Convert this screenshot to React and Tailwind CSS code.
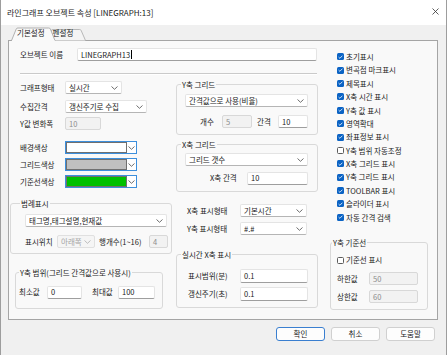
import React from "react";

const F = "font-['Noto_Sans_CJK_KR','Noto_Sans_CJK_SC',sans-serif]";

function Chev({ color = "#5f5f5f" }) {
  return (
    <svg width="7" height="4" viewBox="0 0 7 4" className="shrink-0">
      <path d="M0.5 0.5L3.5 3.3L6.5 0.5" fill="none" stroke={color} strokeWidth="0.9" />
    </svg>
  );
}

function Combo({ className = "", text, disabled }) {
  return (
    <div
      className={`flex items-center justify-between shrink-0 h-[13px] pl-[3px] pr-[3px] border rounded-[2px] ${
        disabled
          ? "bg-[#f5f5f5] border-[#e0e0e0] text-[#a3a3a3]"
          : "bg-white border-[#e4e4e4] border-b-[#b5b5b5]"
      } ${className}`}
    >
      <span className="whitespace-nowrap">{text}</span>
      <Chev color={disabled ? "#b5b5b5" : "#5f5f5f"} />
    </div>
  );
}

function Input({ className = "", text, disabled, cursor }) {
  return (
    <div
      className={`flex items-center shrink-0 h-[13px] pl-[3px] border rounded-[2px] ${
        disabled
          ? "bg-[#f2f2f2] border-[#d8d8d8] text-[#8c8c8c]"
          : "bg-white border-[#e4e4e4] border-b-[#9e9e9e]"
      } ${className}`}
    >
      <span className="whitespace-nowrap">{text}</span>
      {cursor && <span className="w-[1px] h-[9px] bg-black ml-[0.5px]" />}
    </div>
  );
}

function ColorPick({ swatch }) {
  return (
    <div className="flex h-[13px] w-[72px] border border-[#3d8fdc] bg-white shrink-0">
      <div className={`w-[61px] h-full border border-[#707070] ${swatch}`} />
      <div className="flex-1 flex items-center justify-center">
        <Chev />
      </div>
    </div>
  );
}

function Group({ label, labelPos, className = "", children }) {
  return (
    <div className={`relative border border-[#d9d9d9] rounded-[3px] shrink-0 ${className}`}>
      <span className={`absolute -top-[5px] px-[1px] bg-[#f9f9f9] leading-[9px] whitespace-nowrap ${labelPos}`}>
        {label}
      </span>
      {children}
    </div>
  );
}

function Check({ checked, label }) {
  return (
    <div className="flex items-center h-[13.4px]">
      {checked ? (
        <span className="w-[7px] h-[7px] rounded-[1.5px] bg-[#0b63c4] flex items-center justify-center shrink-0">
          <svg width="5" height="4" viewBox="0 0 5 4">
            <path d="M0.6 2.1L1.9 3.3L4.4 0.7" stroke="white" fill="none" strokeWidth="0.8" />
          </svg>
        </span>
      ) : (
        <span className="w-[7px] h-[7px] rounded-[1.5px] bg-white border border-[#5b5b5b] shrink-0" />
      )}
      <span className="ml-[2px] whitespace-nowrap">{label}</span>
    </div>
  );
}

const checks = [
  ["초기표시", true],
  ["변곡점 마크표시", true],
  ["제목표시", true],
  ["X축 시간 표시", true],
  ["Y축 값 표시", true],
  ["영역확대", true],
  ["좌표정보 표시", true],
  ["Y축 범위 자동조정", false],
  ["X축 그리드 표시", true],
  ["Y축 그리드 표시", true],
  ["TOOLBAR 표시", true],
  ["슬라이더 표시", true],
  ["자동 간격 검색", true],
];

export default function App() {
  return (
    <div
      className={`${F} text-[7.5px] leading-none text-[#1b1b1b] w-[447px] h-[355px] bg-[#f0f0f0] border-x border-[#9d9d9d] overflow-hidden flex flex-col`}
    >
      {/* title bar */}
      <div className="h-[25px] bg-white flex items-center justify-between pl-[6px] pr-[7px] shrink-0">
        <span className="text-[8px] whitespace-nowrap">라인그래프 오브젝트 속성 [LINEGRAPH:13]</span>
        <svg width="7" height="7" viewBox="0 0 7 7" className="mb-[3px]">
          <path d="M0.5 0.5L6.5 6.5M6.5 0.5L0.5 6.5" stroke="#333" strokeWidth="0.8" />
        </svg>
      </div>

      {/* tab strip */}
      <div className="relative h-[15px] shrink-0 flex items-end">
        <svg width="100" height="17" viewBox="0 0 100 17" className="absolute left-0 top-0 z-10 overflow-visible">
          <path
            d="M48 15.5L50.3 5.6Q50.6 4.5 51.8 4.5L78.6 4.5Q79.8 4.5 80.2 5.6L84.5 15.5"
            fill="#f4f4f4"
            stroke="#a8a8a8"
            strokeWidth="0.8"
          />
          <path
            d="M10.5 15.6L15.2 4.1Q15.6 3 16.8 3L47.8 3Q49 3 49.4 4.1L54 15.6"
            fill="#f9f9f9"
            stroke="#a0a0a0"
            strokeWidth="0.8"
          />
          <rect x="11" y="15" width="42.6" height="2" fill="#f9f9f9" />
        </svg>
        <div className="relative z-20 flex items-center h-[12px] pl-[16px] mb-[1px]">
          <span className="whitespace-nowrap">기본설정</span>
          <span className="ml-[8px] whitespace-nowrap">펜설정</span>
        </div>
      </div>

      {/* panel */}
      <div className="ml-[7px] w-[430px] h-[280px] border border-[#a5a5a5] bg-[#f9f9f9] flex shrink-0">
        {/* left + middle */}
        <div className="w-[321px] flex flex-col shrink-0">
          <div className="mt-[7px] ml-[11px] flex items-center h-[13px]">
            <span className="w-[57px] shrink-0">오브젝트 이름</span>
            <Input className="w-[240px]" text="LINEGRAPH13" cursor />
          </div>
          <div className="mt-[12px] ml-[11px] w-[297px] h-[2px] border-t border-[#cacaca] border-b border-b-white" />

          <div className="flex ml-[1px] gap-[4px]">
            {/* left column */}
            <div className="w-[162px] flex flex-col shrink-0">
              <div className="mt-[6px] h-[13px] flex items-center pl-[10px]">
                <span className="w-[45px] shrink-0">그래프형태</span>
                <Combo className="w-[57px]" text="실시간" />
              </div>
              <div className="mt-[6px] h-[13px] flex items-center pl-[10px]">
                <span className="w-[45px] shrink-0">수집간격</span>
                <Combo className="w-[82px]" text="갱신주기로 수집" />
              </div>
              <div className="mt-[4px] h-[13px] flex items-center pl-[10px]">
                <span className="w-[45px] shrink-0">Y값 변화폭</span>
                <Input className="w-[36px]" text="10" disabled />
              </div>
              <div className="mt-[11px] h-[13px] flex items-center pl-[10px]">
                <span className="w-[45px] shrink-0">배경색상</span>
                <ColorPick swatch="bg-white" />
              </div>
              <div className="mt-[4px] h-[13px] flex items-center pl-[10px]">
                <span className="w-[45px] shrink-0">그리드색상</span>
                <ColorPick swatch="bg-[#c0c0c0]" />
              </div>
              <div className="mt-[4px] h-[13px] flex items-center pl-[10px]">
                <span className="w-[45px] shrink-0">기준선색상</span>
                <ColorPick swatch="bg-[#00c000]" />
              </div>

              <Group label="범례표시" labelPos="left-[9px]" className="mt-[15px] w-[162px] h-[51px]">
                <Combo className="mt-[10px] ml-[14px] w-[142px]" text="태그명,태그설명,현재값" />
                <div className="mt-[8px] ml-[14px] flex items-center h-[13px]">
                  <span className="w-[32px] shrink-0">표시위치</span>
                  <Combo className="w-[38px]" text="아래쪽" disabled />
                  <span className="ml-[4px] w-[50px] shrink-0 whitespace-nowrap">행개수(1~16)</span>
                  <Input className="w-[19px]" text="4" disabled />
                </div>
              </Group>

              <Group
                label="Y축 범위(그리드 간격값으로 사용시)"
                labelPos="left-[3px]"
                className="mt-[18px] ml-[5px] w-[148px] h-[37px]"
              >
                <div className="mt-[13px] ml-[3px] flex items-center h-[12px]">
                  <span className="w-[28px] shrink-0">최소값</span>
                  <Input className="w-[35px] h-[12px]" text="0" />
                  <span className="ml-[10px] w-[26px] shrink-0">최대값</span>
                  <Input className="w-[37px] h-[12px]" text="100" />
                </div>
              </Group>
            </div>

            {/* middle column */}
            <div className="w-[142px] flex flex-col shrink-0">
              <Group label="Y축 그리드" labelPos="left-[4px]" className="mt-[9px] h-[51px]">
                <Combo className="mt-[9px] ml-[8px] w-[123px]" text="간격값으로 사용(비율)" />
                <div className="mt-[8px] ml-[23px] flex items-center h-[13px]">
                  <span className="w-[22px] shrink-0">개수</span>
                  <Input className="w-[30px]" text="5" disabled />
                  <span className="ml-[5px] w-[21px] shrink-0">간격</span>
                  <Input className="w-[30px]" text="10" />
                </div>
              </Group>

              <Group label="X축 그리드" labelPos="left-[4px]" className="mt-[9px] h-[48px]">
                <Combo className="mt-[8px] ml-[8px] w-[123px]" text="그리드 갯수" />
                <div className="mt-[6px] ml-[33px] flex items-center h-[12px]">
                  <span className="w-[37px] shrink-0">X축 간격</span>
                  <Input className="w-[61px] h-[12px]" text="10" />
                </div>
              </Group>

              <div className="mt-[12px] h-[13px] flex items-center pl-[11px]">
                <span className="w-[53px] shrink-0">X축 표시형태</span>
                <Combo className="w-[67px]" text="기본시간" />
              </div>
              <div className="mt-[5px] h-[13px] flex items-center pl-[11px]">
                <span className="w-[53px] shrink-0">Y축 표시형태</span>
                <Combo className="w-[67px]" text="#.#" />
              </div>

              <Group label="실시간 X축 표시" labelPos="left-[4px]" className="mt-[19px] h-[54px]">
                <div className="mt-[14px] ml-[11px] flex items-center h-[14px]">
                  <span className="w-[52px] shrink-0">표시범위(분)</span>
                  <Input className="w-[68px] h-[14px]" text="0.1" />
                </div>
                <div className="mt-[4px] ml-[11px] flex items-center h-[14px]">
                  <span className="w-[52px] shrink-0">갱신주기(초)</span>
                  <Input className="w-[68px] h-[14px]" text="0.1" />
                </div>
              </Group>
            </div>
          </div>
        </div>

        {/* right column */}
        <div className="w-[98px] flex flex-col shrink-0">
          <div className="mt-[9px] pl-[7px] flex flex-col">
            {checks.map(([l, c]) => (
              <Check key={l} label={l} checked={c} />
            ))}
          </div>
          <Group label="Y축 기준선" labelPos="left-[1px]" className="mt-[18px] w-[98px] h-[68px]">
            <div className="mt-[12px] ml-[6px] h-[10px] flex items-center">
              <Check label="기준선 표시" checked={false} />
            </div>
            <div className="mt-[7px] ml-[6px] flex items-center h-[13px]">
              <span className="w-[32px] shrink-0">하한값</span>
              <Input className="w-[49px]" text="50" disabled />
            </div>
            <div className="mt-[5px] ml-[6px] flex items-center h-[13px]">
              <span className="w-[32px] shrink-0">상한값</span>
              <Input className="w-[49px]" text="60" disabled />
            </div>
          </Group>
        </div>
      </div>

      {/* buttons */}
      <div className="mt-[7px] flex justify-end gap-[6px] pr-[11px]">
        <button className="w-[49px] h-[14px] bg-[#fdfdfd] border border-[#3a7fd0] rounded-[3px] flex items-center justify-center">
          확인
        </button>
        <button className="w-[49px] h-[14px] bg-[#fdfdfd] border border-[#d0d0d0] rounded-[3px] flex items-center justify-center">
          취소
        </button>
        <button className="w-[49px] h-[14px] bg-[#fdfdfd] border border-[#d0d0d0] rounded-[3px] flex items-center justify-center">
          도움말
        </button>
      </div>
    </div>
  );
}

######

Written instruction: Scan the material above for the string "React" and return the lines that hold it.

Exercise answer:
Convert this screenshot to React and Tailwind CSS code.
import React from "react";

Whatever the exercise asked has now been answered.